* **Set problem**: In this exercise, the entries below include pictures. Repeat exactly the lines from the line with "Reproduce this table" to the line with "const MARKED = [5, 12, 13, 14, 17];", including both, but without the pictures.

* **Dataset extract**:
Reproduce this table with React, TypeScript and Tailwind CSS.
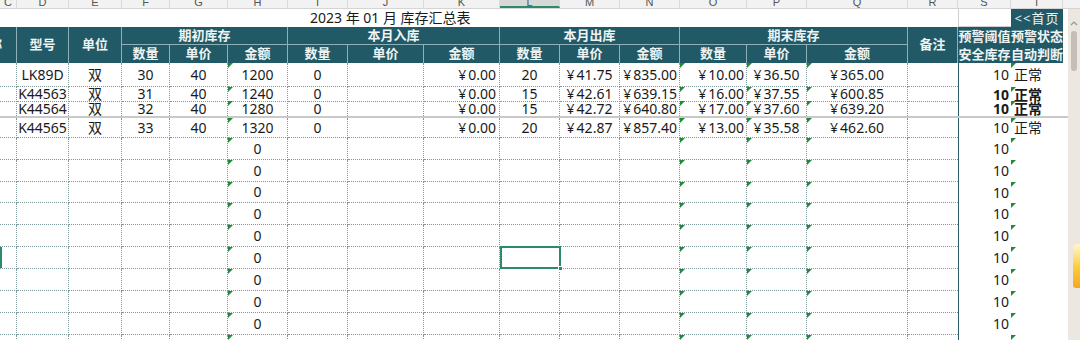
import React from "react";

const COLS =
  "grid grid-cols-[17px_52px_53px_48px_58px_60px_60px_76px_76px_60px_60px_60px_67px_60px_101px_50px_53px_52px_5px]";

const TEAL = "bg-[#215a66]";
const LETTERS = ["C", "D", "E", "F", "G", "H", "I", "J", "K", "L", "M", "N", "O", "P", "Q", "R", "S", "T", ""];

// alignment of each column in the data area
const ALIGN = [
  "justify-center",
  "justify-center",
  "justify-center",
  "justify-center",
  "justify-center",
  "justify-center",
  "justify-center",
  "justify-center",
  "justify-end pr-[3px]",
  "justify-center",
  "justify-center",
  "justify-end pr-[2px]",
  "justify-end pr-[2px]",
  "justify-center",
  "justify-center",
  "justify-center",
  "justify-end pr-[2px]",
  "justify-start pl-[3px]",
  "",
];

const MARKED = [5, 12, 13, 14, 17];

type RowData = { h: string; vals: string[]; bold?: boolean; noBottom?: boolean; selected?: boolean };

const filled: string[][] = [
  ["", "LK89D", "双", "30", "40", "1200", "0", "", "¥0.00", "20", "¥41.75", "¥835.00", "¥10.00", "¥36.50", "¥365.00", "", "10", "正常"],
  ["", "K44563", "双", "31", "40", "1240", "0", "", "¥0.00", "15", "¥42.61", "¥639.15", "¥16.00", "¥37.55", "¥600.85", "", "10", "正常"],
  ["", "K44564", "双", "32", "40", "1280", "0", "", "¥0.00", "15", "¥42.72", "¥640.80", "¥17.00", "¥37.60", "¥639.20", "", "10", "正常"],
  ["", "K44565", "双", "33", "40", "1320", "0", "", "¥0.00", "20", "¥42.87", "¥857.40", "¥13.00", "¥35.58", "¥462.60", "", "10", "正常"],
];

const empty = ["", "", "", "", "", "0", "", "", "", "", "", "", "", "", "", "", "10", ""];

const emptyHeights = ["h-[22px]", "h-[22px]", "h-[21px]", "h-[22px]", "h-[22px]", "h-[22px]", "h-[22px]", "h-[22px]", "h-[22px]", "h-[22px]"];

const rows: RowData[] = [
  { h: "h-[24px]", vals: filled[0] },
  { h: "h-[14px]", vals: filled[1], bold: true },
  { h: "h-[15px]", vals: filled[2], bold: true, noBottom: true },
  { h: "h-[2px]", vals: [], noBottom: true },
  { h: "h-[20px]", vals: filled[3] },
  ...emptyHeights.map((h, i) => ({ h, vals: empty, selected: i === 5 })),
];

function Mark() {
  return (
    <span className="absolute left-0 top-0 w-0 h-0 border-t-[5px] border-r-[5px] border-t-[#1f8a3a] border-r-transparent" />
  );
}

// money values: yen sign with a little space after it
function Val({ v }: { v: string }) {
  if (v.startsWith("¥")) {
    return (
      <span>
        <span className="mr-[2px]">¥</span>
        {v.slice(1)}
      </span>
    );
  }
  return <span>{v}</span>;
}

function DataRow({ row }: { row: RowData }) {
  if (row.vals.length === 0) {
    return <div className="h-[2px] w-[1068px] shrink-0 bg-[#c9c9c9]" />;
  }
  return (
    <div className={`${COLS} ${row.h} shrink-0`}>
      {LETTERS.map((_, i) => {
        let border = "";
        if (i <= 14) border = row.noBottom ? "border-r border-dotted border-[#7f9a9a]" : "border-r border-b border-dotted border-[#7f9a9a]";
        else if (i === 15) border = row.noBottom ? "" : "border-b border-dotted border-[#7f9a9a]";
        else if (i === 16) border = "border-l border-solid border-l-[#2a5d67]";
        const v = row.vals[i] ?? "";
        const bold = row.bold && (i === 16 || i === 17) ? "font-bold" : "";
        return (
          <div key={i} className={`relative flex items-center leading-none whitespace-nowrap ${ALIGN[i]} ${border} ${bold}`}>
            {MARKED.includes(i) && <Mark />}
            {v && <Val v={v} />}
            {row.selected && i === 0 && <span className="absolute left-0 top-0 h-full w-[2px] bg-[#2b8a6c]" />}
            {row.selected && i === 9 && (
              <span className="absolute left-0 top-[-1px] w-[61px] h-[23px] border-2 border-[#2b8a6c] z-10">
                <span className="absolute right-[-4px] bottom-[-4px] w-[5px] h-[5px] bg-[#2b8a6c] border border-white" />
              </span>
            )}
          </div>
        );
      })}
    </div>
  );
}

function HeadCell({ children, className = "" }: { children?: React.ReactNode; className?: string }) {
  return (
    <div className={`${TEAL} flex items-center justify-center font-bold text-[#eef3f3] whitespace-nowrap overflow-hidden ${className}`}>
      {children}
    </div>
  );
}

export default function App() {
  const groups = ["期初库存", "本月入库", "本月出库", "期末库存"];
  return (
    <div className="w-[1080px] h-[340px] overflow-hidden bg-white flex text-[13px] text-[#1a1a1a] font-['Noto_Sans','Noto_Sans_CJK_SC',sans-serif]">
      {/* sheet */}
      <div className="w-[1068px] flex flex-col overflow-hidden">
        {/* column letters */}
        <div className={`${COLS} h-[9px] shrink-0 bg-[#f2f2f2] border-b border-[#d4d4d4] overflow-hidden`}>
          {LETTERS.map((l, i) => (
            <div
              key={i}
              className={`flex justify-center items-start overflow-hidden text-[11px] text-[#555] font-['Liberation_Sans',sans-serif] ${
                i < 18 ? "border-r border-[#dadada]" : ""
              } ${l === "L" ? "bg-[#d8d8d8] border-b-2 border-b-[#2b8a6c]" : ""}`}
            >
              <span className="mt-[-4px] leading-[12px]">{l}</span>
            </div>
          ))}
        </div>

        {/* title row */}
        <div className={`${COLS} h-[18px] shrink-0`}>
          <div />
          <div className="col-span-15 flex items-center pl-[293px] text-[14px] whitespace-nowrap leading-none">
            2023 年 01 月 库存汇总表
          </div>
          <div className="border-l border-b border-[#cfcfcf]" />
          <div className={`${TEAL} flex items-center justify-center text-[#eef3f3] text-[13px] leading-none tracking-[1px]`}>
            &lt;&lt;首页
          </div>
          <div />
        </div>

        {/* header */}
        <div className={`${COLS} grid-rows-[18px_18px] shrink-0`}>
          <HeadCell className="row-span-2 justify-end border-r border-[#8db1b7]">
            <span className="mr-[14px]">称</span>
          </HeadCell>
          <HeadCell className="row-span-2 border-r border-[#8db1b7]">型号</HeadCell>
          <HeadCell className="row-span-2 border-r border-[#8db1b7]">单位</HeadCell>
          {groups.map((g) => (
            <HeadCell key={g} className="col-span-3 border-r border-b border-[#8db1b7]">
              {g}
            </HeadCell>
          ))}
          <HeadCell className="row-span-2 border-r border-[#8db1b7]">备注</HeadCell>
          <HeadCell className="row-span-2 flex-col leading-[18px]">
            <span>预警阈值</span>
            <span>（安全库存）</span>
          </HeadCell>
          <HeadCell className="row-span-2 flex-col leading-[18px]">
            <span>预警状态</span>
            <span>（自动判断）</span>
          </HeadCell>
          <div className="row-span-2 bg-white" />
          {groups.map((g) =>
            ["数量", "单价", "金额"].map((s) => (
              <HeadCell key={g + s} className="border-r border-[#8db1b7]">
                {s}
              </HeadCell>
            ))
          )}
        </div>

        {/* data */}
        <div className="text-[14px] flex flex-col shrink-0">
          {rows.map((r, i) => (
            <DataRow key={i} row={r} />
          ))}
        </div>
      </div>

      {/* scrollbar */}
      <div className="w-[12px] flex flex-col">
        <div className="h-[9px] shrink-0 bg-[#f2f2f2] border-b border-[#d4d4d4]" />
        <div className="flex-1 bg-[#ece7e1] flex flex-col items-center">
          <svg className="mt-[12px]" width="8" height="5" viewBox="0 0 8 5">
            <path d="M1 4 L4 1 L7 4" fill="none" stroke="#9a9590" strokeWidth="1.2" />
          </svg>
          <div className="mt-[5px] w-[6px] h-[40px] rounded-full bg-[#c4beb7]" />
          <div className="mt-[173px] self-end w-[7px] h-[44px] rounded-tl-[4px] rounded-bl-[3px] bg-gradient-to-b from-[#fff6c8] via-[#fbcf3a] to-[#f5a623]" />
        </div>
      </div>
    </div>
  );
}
* * *
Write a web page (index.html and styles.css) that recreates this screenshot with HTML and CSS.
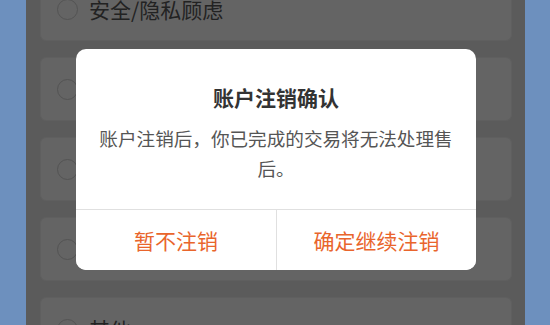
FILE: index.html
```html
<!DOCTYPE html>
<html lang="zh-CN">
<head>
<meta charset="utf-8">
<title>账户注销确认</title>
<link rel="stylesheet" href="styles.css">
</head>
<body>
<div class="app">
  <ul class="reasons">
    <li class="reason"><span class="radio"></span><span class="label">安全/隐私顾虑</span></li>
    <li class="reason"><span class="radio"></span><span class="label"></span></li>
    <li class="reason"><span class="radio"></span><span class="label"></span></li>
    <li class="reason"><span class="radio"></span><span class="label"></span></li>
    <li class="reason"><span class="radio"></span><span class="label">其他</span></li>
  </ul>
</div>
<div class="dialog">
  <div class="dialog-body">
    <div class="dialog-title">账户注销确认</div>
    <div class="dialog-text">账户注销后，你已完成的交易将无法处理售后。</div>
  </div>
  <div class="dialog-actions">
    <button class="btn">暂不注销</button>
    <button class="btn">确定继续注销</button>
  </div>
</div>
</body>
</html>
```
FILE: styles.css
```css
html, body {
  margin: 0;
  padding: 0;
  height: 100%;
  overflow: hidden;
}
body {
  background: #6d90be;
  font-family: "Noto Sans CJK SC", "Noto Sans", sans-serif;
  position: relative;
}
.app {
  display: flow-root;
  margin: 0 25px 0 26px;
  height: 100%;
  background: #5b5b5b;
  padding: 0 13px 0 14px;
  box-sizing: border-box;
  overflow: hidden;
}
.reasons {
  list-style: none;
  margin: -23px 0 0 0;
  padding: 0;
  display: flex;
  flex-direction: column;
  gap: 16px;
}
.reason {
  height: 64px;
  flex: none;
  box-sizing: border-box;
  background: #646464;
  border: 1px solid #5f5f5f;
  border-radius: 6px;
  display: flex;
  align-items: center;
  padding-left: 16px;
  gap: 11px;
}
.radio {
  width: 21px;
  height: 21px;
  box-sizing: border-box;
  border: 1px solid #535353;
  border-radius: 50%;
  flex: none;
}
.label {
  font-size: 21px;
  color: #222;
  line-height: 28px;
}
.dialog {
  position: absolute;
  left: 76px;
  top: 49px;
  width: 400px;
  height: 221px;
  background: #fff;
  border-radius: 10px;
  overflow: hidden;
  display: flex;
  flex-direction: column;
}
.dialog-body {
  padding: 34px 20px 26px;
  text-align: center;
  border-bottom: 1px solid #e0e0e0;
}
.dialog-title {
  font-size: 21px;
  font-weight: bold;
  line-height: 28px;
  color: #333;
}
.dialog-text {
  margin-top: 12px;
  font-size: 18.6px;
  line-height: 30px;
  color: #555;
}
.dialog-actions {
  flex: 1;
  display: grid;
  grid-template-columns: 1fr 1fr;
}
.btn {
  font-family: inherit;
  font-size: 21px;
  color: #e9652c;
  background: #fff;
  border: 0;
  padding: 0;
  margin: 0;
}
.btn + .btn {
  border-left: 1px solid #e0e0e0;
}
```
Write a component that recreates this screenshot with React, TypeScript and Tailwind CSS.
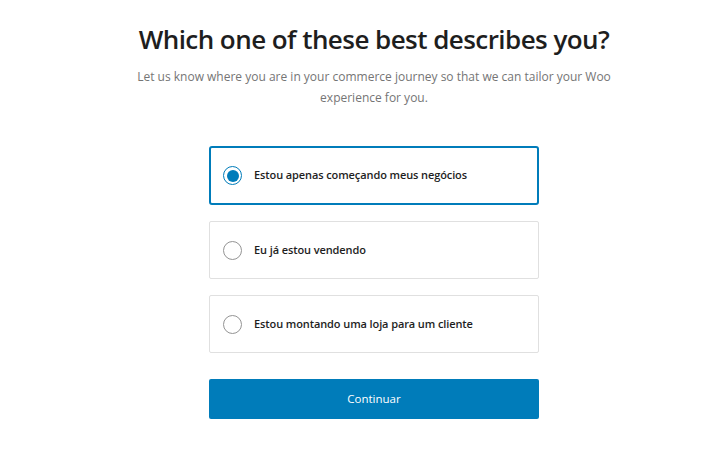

* **Answer to the task**:
Reproduce this table with React, TypeScript and Tailwind CSS.
import React from "react";

const COLS =
  "grid grid-cols-[17px_52px_53px_48px_58px_60px_60px_76px_76px_60px_60px_60px_67px_60px_101px_50px_53px_52px_5px]";

const TEAL = "bg-[#215a66]";
const LETTERS = ["C", "D", "E", "F", "G", "H", "I", "J", "K", "L", "M", "N", "O", "P", "Q", "R", "S", "T", ""];

// alignment of each column in the data area
const ALIGN = [
  "justify-center",
  "justify-center",
  "justify-center",
  "justify-center",
  "justify-center",
  "justify-center",
  "justify-center",
  "justify-center",
  "justify-end pr-[3px]",
  "justify-center",
  "justify-center",
  "justify-end pr-[2px]",
  "justify-end pr-[2px]",
  "justify-center",
  "justify-center",
  "justify-center",
  "justify-end pr-[2px]",
  "justify-start pl-[3px]",
  "",
];

const MARKED = [5, 12, 13, 14, 17];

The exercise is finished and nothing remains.